2.26.2009

In Vino, Veritas...

Well, depending on the varietal, but mostly, yes... wine (or really ANY alcoholic bev) will collapse one's defense so that the truth comes marching out with infinite calamity. 

BUT, what I was really going to write about is my affinity for fancy underpants. I have been a VS patron for many... some... not very many really... years, months, days.... anyway...

I know VS is a poor excuse for truly fine underthangies, but it's what I got here in these United States of 'Merica, so it's where I be. Regardless, someday I hope to have a fine trousseau of silky, handmade, robust thangy accoutrements replete with l'il bows and animal print and whale-bone. 

No doubt my miniscule (not in the puerile way, but few in number way) male readership still puzzles over why we XX types get so drooly over push-ups, and pull-downs, and teeny strappy stuff, and diaphanous flowy  attire. Well, it's all your testosterony (dude, that sounded like a hip-hop word... "you're my testosterony lovah...") fault that we go all limpy when we see that sumptuous costuming design in say a film like "Dangerous Liaisons" or "Pride and Prejudice". Aren't you boyz just a tad salacious when you see those perch-ed and peachy bossoms atop those excessive thread count fabrics?? All gathered and gleaming, heaving and rapturous, delectatious and forbidden parts-is-parts???? Um, yes, even as a devoted hetero, I find myself feeling a tad squishy and weird and tempted and drawn and .... well, you know.

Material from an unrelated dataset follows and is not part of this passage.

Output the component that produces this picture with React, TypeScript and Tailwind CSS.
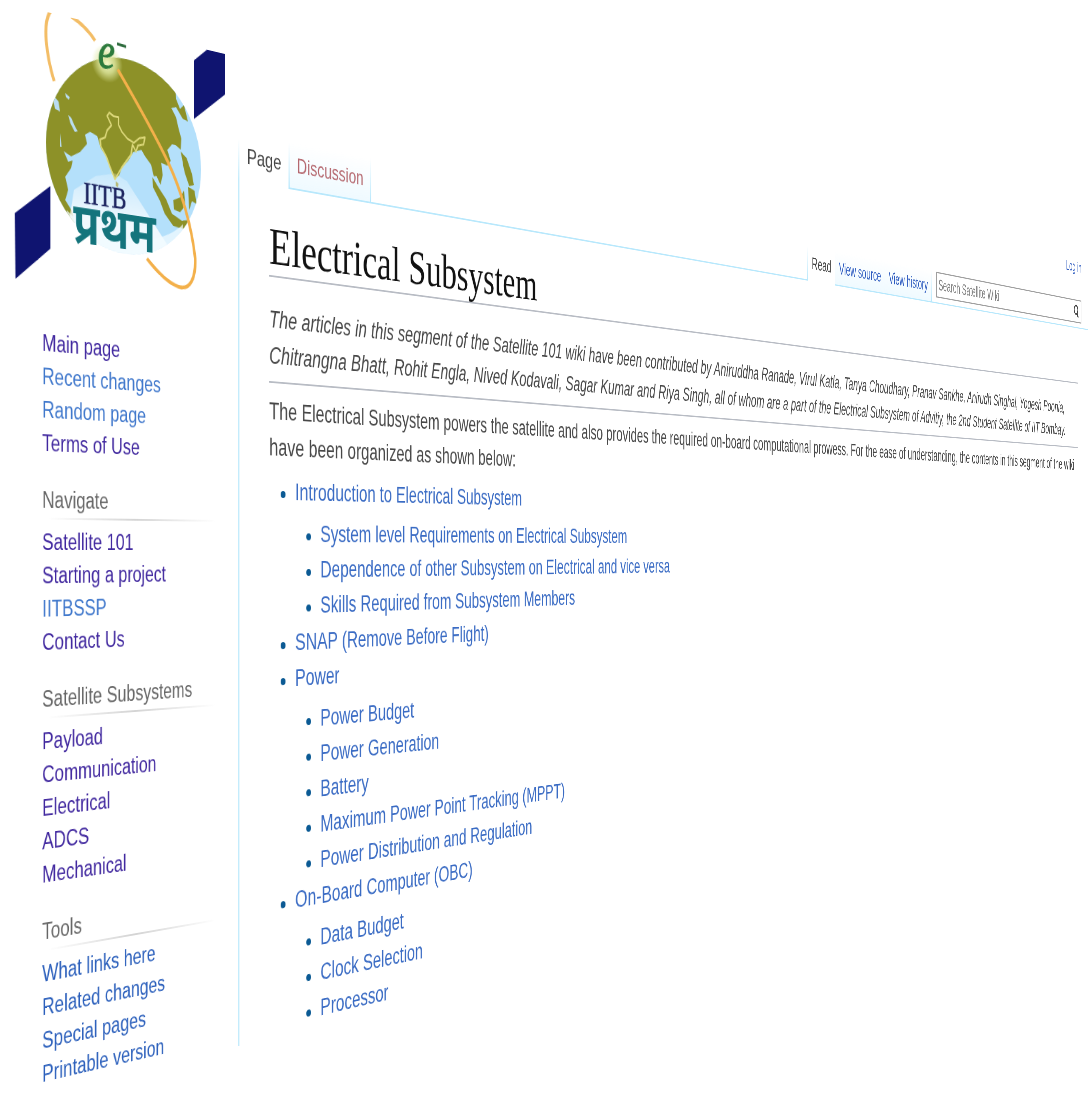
import React from "react";

type NavLink = { label: string; tone: string };
type NavGroup = { title: string; links: NavLink[] };

const VISITED = "text-[#41289f]";
const FRESH = "text-[#4078cc]";
const DEEP = "text-[#2c60bc]";

const topLinks: NavLink[] = [
  { label: "Main page", tone: VISITED },
  { label: "Recent changes", tone: FRESH },
  { label: "Random page", tone: FRESH },
  { label: "Terms of Use", tone: VISITED },
];

const groups: NavGroup[] = [
  {
    title: "Navigate",
    links: [
      { label: "Satellite 101", tone: VISITED },
      { label: "Starting a project", tone: VISITED },
      { label: "IITBSSP", tone: FRESH },
      { label: "Contact Us", tone: VISITED },
    ],
  },
  {
    title: "Satellite Subsystems",
    links: [
      { label: "Payload", tone: VISITED },
      { label: "Communication", tone: VISITED },
      { label: "Electrical", tone: VISITED },
      { label: "ADCS", tone: VISITED },
      { label: "Mechanical", tone: VISITED },
    ],
  },
  {
    title: "Tools",
    links: [
      { label: "What links here", tone: DEEP },
      { label: "Related changes", tone: DEEP },
      { label: "Special pages", tone: DEEP },
      { label: "Printable version", tone: DEEP },
    ],
  },
];

type Topic = { label: string; children?: Topic[] };

const topics: Topic[] = [
  {
    label: "Introduction to Electrical Subsystem",
    children: [
      { label: "System level Requirements on Electrical Subsystem" },
      { label: "Dependence of other Subsystem on Electrical and vice versa" },
      { label: "Skills Required from Subsystem Members" },
    ],
  },
  { label: "SNAP (Remove Before Flight)" },
  {
    label: "Power",
    children: [
      { label: "Power Budget" },
      { label: "Power Generation" },
      { label: "Battery" },
      { label: "Maximum Power Point Tracking (MPPT)" },
      { label: "Power Distribution and Regulation" },
    ],
  },
  {
    label: "On-Board Computer (OBC)",
    children: [{ label: "Data Budget" }, { label: "Clock Selection" }, { label: "Processor" }],
  },
];

function Logo() {
  return (
    <svg viewBox="0 0 340 299" className="block h-[299px] w-full" role="img" aria-label="IITB Pratham">
      <defs>
        <clipPath id="globe">
          <ellipse cx="171" cy="134" rx="111" ry="103" />
        </clipPath>
        <clipPath id="frame">
          <rect x="0" y="1" width="340" height="298" />
        </clipPath>
        <linearGradient id="beam" x1="0" y1="0" x2="0" y2="1">
          <stop offset="0" stopColor="#ffffff" stopOpacity="0.25" />
          <stop offset="0.6" stopColor="#ffffff" stopOpacity="0.8" />
          <stop offset="1" stopColor="#ffffff" stopOpacity="0.8" />
        </linearGradient>
        <radialGradient id="glow">
          <stop offset="0" stopColor="#f4f8c8" />
          <stop offset="0.5" stopColor="#dfe8a0" stopOpacity="0.8" />
          <stop offset="1" stopColor="#dfe8a0" stopOpacity="0" />
        </radialGradient>
      </defs>
      <g clipPath="url(#frame)">
        <path d="M71 70C60 44 56 14 65 1C74 -8 88 -6 95 0C108 4 118 10 127 19" fill="none" stroke="#f3bd66" strokeWidth="4" />
        <path d="M271 16L291 1L319 0V46L271 80Z" fill="#0f1470" />
        <path d="M19 211L66 178V242L20 277Z" fill="#0f1470" />
        <g clipPath="url(#globe)">
          <rect x="55" y="25" width="232" height="216" fill="#b4e0fb" />
          <path
            d="M55 25H242L244 62L250 72L256 67L262 84L254 82L244 71L237 73L244 82L248 94L252 104L251 116L243 112L238 112L231 119L236 130L231 136L222 134L224 147L221 158L215 149L211 150L207 138L198 130L193 124L181 128L174 138L165 146L161 155L155 160L148 148L143 138L135 130L130 118L120 115L113 119L116 128L106 138L94 144L84 140L90 150L96 148L94 156L86 166L90 179L86 190L95 200L99 212L75 215L50 150Z"
            fill="#8d9128"
          />
          <path
            d="M90 102L94 104L99 112L103 117L99 118L93 110Z M69 84L77 90L79 100L72 98Z M86 80L92 83L91 86L87 84Z M79 122L81 136L79 136Z"
            fill="#b9dcf0"
          />
          <path
            d="M209 151L217 160L229 172L238 187L253 193L268 190L274 182L277 191L258 202L240 200L227 188L220 175L210 162Z M240 172L250 168L256 160L258 176L250 184L241 182Z M251 118L260 124L268 140L271 152L264 154L257 140Z M262 155L272 158L275 172L268 170L264 180Z M156 162L160 164L159 168L156 167Z"
            fill="#8d9128"
          />
          <path d="M155 154L172 160L250 241H85L98 178L128 160Z" fill="url(#beam)" />
          <path d="M88 200C120 225 215 232 255 196L250 245H95Z" fill="#f2fbff" opacity="0.75" />
          <path
            d="M155 160L148 148L143 138L135 128L134 121L141 118L144 110L150 104L144 95L147 91L153 94L160 94L160 102L165 109L173 115L182 118L190 112L198 110L196 118L188 120L185 127L180 120L178 131L165 146Z"
            fill="none"
            stroke="#dcd87a"
            strokeWidth="2"
            strokeLinejoin="round"
          />
        </g>
        <ellipse cx="144" cy="40" rx="22" ry="20" fill="url(#glow)" />
        <path
          d="M159 44C184 72 212 104 232 132C252 160 268 198 273 232C274 252 266 268 248 265C230 262 214 250 201 239"
          fill="none"
          stroke="#f3b04a"
          strokeWidth="4"
        />
        <text x="131" y="45" fontFamily="'Liberation Serif', serif" fontStyle="italic" fontSize="54" fill="#2c7a3c" stroke="#2c7a3c">
          e
        </text>
        <path d="M158 17L171 18" stroke="#2c6a3c" strokeWidth="3" />
        <text x="111" y="190" fontFamily="'Liberation Serif', serif" fontSize="31" fill="#1d2560" stroke="#1d2560" strokeWidth="0.6">
          IITB
        </text>
        <text x="97" y="232" fontFamily="'Noto Sans Devanagari', 'Noto Sans', sans-serif" fontWeight="700" fontSize="59" fill="#14747c">
          प्रथम
        </text>
      </g>
    </svg>
  );
}

function LinkList({ links }: { links: NavLink[] }) {
  return (
    <ul>
      {links.map((link) => (
        <li key={link.label}>
          <a href="#" className={link.tone}>
            {link.label}
          </a>
        </li>
      ))}
    </ul>
  );
}

function Sidebar() {
  return (
    <aside className="w-[340px] shrink-0">
      <Logo />
      <nav className="mt-[23px] pr-9 pl-[55px] text-[23px] leading-[34px]">
        <LinkList links={topLinks} />
        {groups.map((group) => (
          <section key={group.title} className="mt-6">
            <h2 className="text-[#666666]">{group.title}</h2>
            <div className="mt-px mb-1.5 ml-2 h-0.5 bg-linear-to-r from-transparent via-[#d4d4d4] to-transparent" />
            <LinkList links={group.links} />
          </section>
        ))}
      </nav>
    </aside>
  );
}

function Tab({ label, tone, selected }: { label: string; tone: string; selected?: boolean }) {
  return (
    <li className={selected ? "flex" : "flex border-b-2 border-[#b8e8fc] bg-linear-to-b from-white from-30% to-[#effaff]"}>
      <a href="#" className={`px-3 pt-[33px] leading-[30px] whitespace-nowrap ${tone}`}>
        {label}
      </a>
      {!selected && <span className="w-0.5 bg-linear-to-b from-white from-30% to-[#b8e8fc]" />}
    </li>
  );
}

function TabEdge() {
  return <li aria-hidden="true" className="w-0.5 bg-linear-to-b from-white from-30% to-[#b8e8fc]" />;
}

function Header() {
  return (
    <header>
      <div className="flex h-[62px] justify-end pt-2.5 pr-[29px] text-[25px] leading-[28px]">
        <a href="#" className="text-[#2f5cc0]">
          Log in
        </a>
      </div>
      <div className="flex h-[76px] text-[25px]">
        <ul className="flex text-[24px]">
          <Tab label="Page" tone="text-[#444444]" selected />
          <TabEdge />
          <Tab label="Discussion" tone="text-[#b5686f]" />
        </ul>
        <div className="flex-1 border-b-2 border-[#b8e8fc]" />
        <ul className="flex">
          <TabEdge />
          <Tab label="Read" tone="text-[#444444]" selected />
          <Tab label="View source" tone="text-[#2f5cc0]" />
          <Tab label="View history" tone="text-[#2f5cc0]" />
        </ul>
        <div className="border-b-2 border-[#b8e8fc] pt-[23px] pr-[29px] pl-4">
          <form className="flex h-[43px] w-[582px] items-center border-2 border-[#a0a0a0] bg-white" onSubmit={(e) => e.preventDefault()}>
            <input
              type="text"
              aria-label="Search Satellite Wiki"
              placeholder="Search Satellite Wiki"
              className="h-full min-w-0 flex-1 bg-transparent px-1.5 outline-none placeholder:text-[#808080]"
            />
            <button type="submit" aria-label="Search" className="mr-2.5">
              <svg viewBox="0 0 22 26" className="h-[26px] w-[22px]" fill="none" stroke="#444444" strokeWidth="3">
                <circle cx="10" cy="10" r="8" />
                <path d="M14 16L20 24" strokeWidth="4" />
              </svg>
            </button>
          </form>
        </div>
      </div>
    </header>
  );
}

function TopicList({ items, nested }: { items: Topic[]; nested?: boolean }) {
  return (
    <ul className={nested ? "mt-[7px] mb-px pl-[43px]" : "mt-[9px] pl-[19px]"}>
      {items.map((item) => (
        <li key={item.label}>
          <div className="flex items-center gap-4">
            <span className="mt-1 size-2 rounded-full bg-[#0b5a94]" />
            <a href="#" className="text-[#3b6cc4]">
              {item.label}
            </a>
          </div>
          {item.children && <TopicList items={item.children} nested />}
        </li>
      ))}
    </ul>
  );
}

function Article() {
  return (
    <main className="pr-[46px] pl-12 text-[27px] leading-[41px] text-[#484848]">
      <h1 className="mt-9 border-b-2 border-[#b8bcc4] pb-px font-['Liberation_Serif',serif] text-[60px] leading-[64px] text-[#111111]">
        Electrical Subsystem
      </h1>
      <p className="mt-7 italic">
        The articles in this segment of the Satellite 101 wiki have been contributed by Aniruddha Ranade, Virul Katla, Tanya
        Choudhary, Pranav Sankhe, Anirudh Singhal, Yogesh Poonia, Chitrangna Bhatt, Rohit Engla, Nived Kodavali, Sagar Kumar and
        Riya Singh, all of whom are a part of the Electrical Subsystem of Advitiy, the 2nd Student Satellite of IIT Bombay.
      </p>
      <hr className="mt-2 mb-3 border-t-2 border-[#b8bcc4]" />
      <p>
        The Electrical Subsystem powers the satellite and also provides the required on-board computational prowess. For the ease
        of understanding, the contents in this segment of the wiki have been organized as shown below:
      </p>
      <TopicList items={topics} />
    </main>
  );
}

export default function App() {
  return (
    <div className="min-h-screen overflow-hidden bg-white font-['Liberation_Sans',Arial,sans-serif] perspective-[1864px] perspective-origin-[0px_549px]">
      <div className="flex w-[240vw] origin-top-left rotate-y-[38.7deg]">
        <Sidebar />
        <div className="mt-[62px] w-0.5 shrink-0 bg-linear-to-b from-white from-[30px] to-[#c4ecfc] to-[75px]" />
        <div className="min-w-0 flex-1">
          <Header />
          <Article />
        </div>
      </div>
    </div>
  );
}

So, no wonder that the rest of us heathern bunch throng at the local boudoirerie to snap up the latest eye-catching wonders.

Too bad, most of mine still sport the tags and lie in the bottom drawer snuggled up to the lavender buds...

2.18.2009

Ooooo, I has found one...

Seems the "2" was behind the wine frig. And, given that information, my clever deduction is that Jessie was the "2" kidnapping culprit. The l'il frig is just below the playstand where Jess and Sterl sit in the evenings. No doubt she plucked my "2" away and sequestered it behind said frig knowing that I rarely clean there. My objective with said frig is usually more towards the front and inspecting/removing contents therein. Nevertheless, having noticed that the frig was doing little to keep my red at a comfy 54deg, I peeked behind to ascertain the ickiness of the filter screen and by gumski, there was my "2". Sitting pleasantly on the counter waiting to be discovered.

Ah, "2"... so nice to have you back.

2.06.2009

I once had a Fantasy..

that I would meet a man, a tall man with an accent, and we would date and fall in love and have explosive kisses, and proceed to an engagement that we could announce with fervor, and then off  to an exotic wedding in a faraway place and thence to  marriage. 

Alas, I got it wrong this time 'round. And what I fear (although the admittance of such might be a self-fulfilling prophecy...) is that my destiny lies suchly. Despite the fact that I embrace the fears from my past, it would seem that merely acknowledging them does not necessarily dispel them. On the other hand and from a practical standpoint, I witness my family and peers in relationships that are fraught with struggle, deceit, exaggeration, and disappointment. Is it any wonder that I shy from commitment on a subconscious level???

Indeed, I must admit that my ideas regarding man/woman affairs revolve around unrealistic expectations built into me by the media.. but do they really??